**Challenge:** Count how many lines mention the word "styles". Write that number alone.

**Extracted material:**

################

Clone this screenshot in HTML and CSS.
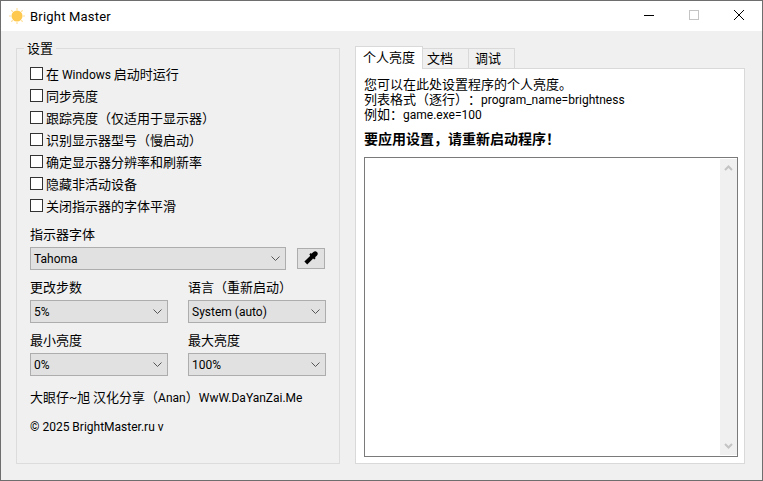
FILE: index.html
```html
<!DOCTYPE html>
<html lang="zh">
<head>
<meta charset="utf-8">
<title>Bright Master</title>
<link rel="stylesheet" href="styles.css">
</head>
<body>
<div class="window">
  <header class="titlebar">
    <svg class="sun" width="16" height="16" viewBox="0 0 16 16">
      <g stroke="#ffdd94" stroke-width="1.200" stroke-linecap="round">
        <path d="M8 .5v1M8 14.500v1M.5 8h1M14.500 8h1M2.700 2.700l.7.7M12.600 12.600l.7.7M2.700 13.300l.7-.7M12.600 3.400l.7-.7"/>
      </g>
      <circle cx="8" cy="8" r="5.500" fill="#ffc94f"/>
    </svg>
    <span class="app-name">Bright Master</span>
    <div class="controls">
      <svg width="12" height="12" viewBox="0 0 12 12"><path d="M1 6.500h10" stroke="#000" fill="none"/></svg>
      <svg width="12" height="12" viewBox="0 0 12 12"><rect x="1.500" y="1.500" width="9" height="9" stroke="#c4c4c4" fill="none"/></svg>
      <svg width="12" height="12" viewBox="0 0 12 12"><path d="M1 1l10 10M11 1L1 11" stroke="#000" fill="none"/></svg>
    </div>
  </header>
  <main class="content">
    <fieldset class="group">
      <legend class="group-title">设置</legend>
      <div class="checks">
        <label class="check"><input type="checkbox"><span>在 <span class="lat">Windows</span> 启动时运行</span></label>
        <label class="check"><input type="checkbox"><span>同步亮度</span></label>
        <label class="check"><input type="checkbox"><span>跟踪亮度（仅适用于显示器）</span></label>
        <label class="check"><input type="checkbox"><span>识别显示器型号（慢启动）</span></label>
        <label class="check"><input type="checkbox"><span>确定显示器分辨率和刷新率</span></label>
        <label class="check"><input type="checkbox"><span>隐藏非活动设备</span></label>
        <label class="check"><input type="checkbox"><span>关闭指示器的字体平滑</span></label>
      </div>
      <div class="field-label first">指示器字体</div>
      <div class="font-row">
        <div class="combo wide"><span>Tahoma</span><svg class="chev" width="9" height="5" viewBox="0 0 9 5"><path d="M.5.500l4 4 4-4" fill="none" stroke="#555"/></svg></div>
        <button class="pick" type="button" aria-label="选择颜色">
          <svg class="dropper" width="14" height="14" viewBox="0 0 14 14" fill="none" stroke="#000">
            <path d="M1.800 12L7.500 6.300" stroke-width="4"/>
            <path d="M8.500 5.200l2.600-2.400" stroke-width="5" stroke-linecap="round"/>
            <path d="M6 2.800l5 5" stroke-width="2"/>
          </svg>
        </button>
      </div>
      <div class="grid">
        <div class="cell">
          <div class="field-label">更改步数</div>
          <div class="combo"><span>5%</span><svg class="chev" width="9" height="5" viewBox="0 0 9 5"><path d="M.5.500l4 4 4-4" fill="none" stroke="#555"/></svg></div>
        </div>
        <div class="cell">
          <div class="field-label">语言（重新启动）</div>
          <div class="combo"><span>System (auto)</span><svg class="chev" width="9" height="5" viewBox="0 0 9 5"><path d="M.5.500l4 4 4-4" fill="none" stroke="#555"/></svg></div>
        </div>
        <div class="cell">
          <div class="field-label">最小亮度</div>
          <div class="combo"><span>0%</span><svg class="chev" width="9" height="5" viewBox="0 0 9 5"><path d="M.5.500l4 4 4-4" fill="none" stroke="#555"/></svg></div>
        </div>
        <div class="cell">
          <div class="field-label">最大亮度</div>
          <div class="combo"><span>100%</span><svg class="chev" width="9" height="5" viewBox="0 0 9 5"><path d="M.5.500l4 4 4-4" fill="none" stroke="#555"/></svg></div>
        </div>
      </div>
      <div class="note">大眼仔<span class="lat">~</span>旭 汉化分享（<span class="lat">Anan</span>）<span class="lat">WwW.DaYanZai.Me</span></div>
      <div class="note lat">© 2025 BrightMaster.ru v</div>
    </fieldset>
    <section class="side">
      <div class="tabs">
        <div class="tab active">个人亮度</div>
        <div class="tab second">文档</div>
        <div class="tab third">调试</div>
      </div>
      <div class="panel">
        <p class="help">您可以在此处设置程序的个人亮度。<br>列表格式（逐行）：<span class="lat">program_name=brightness</span><br>例如：<span class="lat">game.exe=100</span></p>
        <p class="warn">要应用设置，请重新启动程序！</p>
        <div class="editor">
          <div class="scrollbar">
            <svg width="9" height="6" viewBox="0 0 9 6"><path d="M1 5l3.500-3.500L8 5" fill="none" stroke="#c4c4c4" stroke-width="2"/></svg>
            <svg width="9" height="6" viewBox="0 0 9 6"><path d="M1 1l3.500 3.500L8 1" fill="none" stroke="#c4c4c4" stroke-width="2"/></svg>
          </div>
        </div>
      </div>
    </section>
  </main>
</div>
</body>
</html>
```
FILE: styles.css
```css
* { box-sizing: border-box; }
html, body { margin: 0; height: 100%; }
body {
  font-family: "Noto Sans CJK SC", "Noto Sans", sans-serif;
  font-size: 13px;
  color: #000;
  overflow: hidden;
  text-spacing-trim: space-all;
}
.lat {
  font-family: Roboto, "Noto Sans CJK SC", sans-serif;
  font-size: 12px;
  line-height: 1;
}
.window {
  height: 481px;
  width: 763px;
  border: 1px solid #6e6e6e;
  background: #f0f0f0;
  display: flex;
  flex-direction: column;
}
.titlebar {
  height: 30px;
  background: #fff;
  display: flex;
  align-items: center;
  padding-left: 8px;
}
.sun { flex: none; margin-bottom: 1px; }
.app-name {
  margin-left: 5px;
  font-family: Roboto, sans-serif;
  font-size: 13px;
  letter-spacing: .2px;
}
.controls {
  margin-left: auto;
  display: flex;
  gap: 33px;
  padding-right: 17px;
  padding-bottom: 2px;
  align-items: center;
}
.content {
  flex: 1;
  display: flex;
  align-items: stretch;
  padding: 7px 17px 16px 15px;
  gap: 15px;
  min-height: 0;
}
.group {
  width: 324px;
  margin: 0;
  padding: 0 13px;
  border: 1px solid #dcdcdc;
  min-width: 0;
}
.group-title {
  margin-left: -6px;
  padding: 0 3px;
  line-height: 20px;
  height: 20px;
}
.checks { padding-top: 4px; }
.check {
  display: flex;
  align-items: center;
  height: 22px;
  gap: 3px;
  white-space: nowrap;
}
.check input {
  appearance: none;
  margin: 0;
  width: 13px;
  height: 13px;
  border: 1px solid #333;
  background: #fff;
  flex: none;
}
.field-label {
  height: 18px;
  line-height: 18px;
  margin-top: 8px;
  margin-bottom: 4px;
  white-space: nowrap;
}
.field-label.first { margin-top: 9px; }
.font-row {
  display: flex;
  align-items: center;
  gap: 11px;
}
.combo {
  display: flex;
  align-items: center;
  justify-content: space-between;
  height: 23px;
  border: 1px solid #adadad;
  background: #e1e1e1;
  padding: 0 5px 0 3px;
  font-family: Roboto, sans-serif;
  font-size: 12px;
}
.combo.wide { width: 256px; }
.chev { flex: none; }
.pick {
  width: 28px;
  height: 21px;
  padding: 0;
  border: 1px solid #adadad;
  background: #e1e1e1;
  display: flex;
  align-items: center;
  justify-content: center;
}
.dropper { margin-bottom: 1px; }
.grid {
  display: grid;
  grid-template-columns: 138px 138px;
  column-gap: 20px;
}
.note {
  margin-top: 12px;
  height: 18px;
  line-height: 18px;
  white-space: nowrap;
}
.side {
  width: 390px;
  display: flex;
  flex-direction: column;
  padding-top: 8px;
}
.tabs { display: flex; align-items: flex-end; position: relative; z-index: 1; margin-bottom: -1px; }
.tab {
  height: 21px;
  line-height: 18px;
  border: 1px solid #d9d9d9;
  border-left: 0;
  background: #f0f0f0;
}
.tab.active {
  height: 23px;
  line-height: 19px;
  width: 68px;
  padding: 0 7px;
  border-left: 1px solid #d9d9d9;
  border-bottom: 0;
  background: #fff;
}
.tab.second { width: 45px; padding-left: 4px; border-right: 0; }
.tab.third { width: 47px; padding-left: 6px; border-left: 1px solid #d9d9d9; }
.panel {
  flex: 1;
  display: flex;
  flex-direction: column;
  background: #fff;
  border: 1px solid #d9d9d9;
  padding: 7px 6px 6px 8px;
  min-height: 0;
}
.help { margin: 0; line-height: 15px; white-space: nowrap; }
.warn { margin: 8px 0 0; font-size: 14px; line-height: 18px; font-weight: 700; }
.editor {
  flex: 1;
  margin-top: 10px;
  border: 1px solid #7a7a7a;
  background: #fff;
  padding: 1px 0;
  display: flex;
  justify-content: flex-end;
}
.scrollbar {
  width: 17px;
  background: #f0f0f0;
  display: flex;
  flex-direction: column;
  align-items: center;
  justify-content: space-between;
  padding: 6px 0;
}
```
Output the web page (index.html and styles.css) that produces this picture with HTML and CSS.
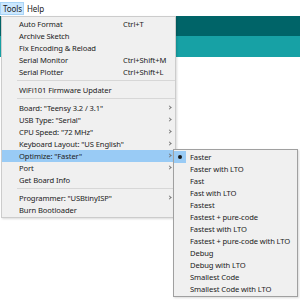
FILE: index.html
```html
<!DOCTYPE html>
<html>
<head>
    <meta charset="UTF-8">
    <title>Tools menu</title>
    <link rel="stylesheet" href="styles.css">
</head>
<body>
    <div class="menubar">
        <span class="menu-title active">Tools</span>
        <span class="menu-title">Help</span>
    </div>
    <div class="toolbar"></div>
    <div class="tabs"></div>
    <div class="editor"></div>

    <div class="dropdown">
        <div class="item"><span>Auto Format</span><span class="shortcut">Ctrl+T</span></div>
        <div class="item"><span>Archive Sketch</span></div>
        <div class="item"><span>Fix Encoding &amp; Reload</span></div>
        <div class="item"><span>Serial Monitor</span><span class="shortcut">Ctrl+Shift+M</span></div>
        <div class="item"><span>Serial Plotter</span><span class="shortcut">Ctrl+Shift+L</span></div>
        <div class="separator"></div>
        <div class="item"><span>WiFi101 Firmware Updater</span></div>
        <div class="separator"></div>
        <div class="item sub"><span>Board: "Teensy 3.2 / 3.1"</span></div>
        <div class="item sub"><span>USB Type: "Serial"</span></div>
        <div class="item sub"><span>CPU Speed: "72 MHz"</span></div>
        <div class="item sub"><span>Keyboard Layout: "US English"</span></div>
        <div class="item sub selected"><span>Optimize: "Faster"</span></div>
        <div class="item sub"><span>Port</span></div>
        <div class="item"><span>Get Board Info</span></div>
        <div class="separator"></div>
        <div class="item sub"><span>Programmer: "USBtinyISP"</span></div>
        <div class="item"><span>Burn Bootloader</span></div>
    </div>

    <div class="submenu">
        <div class="option checked"><span class="mark"></span>Faster</div>
        <div class="option"><span class="mark"></span>Faster with LTO</div>
        <div class="option"><span class="mark"></span>Fast</div>
        <div class="option"><span class="mark"></span>Fast with LTO</div>
        <div class="option"><span class="mark"></span>Fastest</div>
        <div class="option"><span class="mark"></span>Fastest + pure-code</div>
        <div class="option"><span class="mark"></span>Fastest with LTO</div>
        <div class="option"><span class="mark"></span>Fastest + pure-code with LTO</div>
        <div class="option"><span class="mark"></span>Debug</div>
        <div class="option"><span class="mark"></span>Debug with LTO</div>
        <div class="option"><span class="mark"></span>Smallest Code</div>
        <div class="option"><span class="mark"></span>Smallest Code with LTO</div>
    </div>
</body>
</html>
```

FILE: styles.css
```css
body {
    margin: 0;
    width: 300px;
    height: 300px;
    overflow: hidden;
    background: #fff;
    font-family: "Noto Sans", "Liberation Sans", sans-serif;
    font-size: 7.6px;
    letter-spacing: -0.1px;
    color: #222;
    position: relative;
}
.menubar {
    height: 16px;
    display: flex;
    align-items: center;
    padding-top: 1px;
    box-sizing: border-box;
    background: #fff;
    font-size: 8px;
}
.menu-title {
    padding: 0 2px 0 3px;
    height: 13px;
    line-height: 13px;
}
.menu-title.active {
    background: #cce8ff;
    box-shadow: inset 0 0 0 1px #a8d4f7;
}
.toolbar {
    height: 20px;
    background: #006468;
}
.tabs {
    height: 21px;
    background: #17a1a5;
}
.editor {
    height: 243px;
    background: #fff;
}

/* dropdown menu */
.dropdown {
    position: absolute;
    left: 1px;
    top: 16px;
    width: 175px;
    box-sizing: border-box;
    padding: 1px 0;
    background: #f0f0f0;
    border: 1px solid #cccccc;
    box-shadow: 1px 1px 2px rgba(0,0,0,0.15);
}
.item {
    height: 12px;
    line-height: 12px;
    display: grid;
    grid-template-columns: 104px 1fr;
    padding-left: 17px;
    position: relative;
    white-space: nowrap;
}
.item.selected {
    background: #99cbf5;
}
.item.sub::after {
    content: "";
    position: absolute;
    right: 4px;
    top: 4px;
    width: 2px;
    height: 2px;
    border-right: 1px solid #777;
    border-top: 1px solid #777;
    transform: rotate(45deg);
}
.separator {
    height: 6px;
    margin-left: 15px;
    background: linear-gradient(#d7d7d7, #d7d7d7) 0 2px / 100% 1px no-repeat;
}

/* submenu */
.submenu {
    position: absolute;
    left: 173px;
    top: 149px;
    width: 125px;
    box-sizing: border-box;
    padding: 1px 0;
    background: #f0f0f0;
    border: 1px solid #a0a0a0;
    box-shadow: 1px 1px 2px rgba(0,0,0,0.15);
}
.option {
    height: 12px;
    line-height: 12px;
    display: flex;
    align-items: center;
    white-space: nowrap;
}
.mark {
    width: 12px;
    height: 12px;
    margin-right: 4px;
    flex: none;
    display: flex;
    align-items: center;
    justify-content: center;
}
.option.checked .mark {
    background: #99cbf5;
}
.option.checked .mark::before {
    content: "";
    width: 4px;
    height: 4px;
    border-radius: 50%;
    background: #1a1a1a;
}
```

################

**Full output:** 5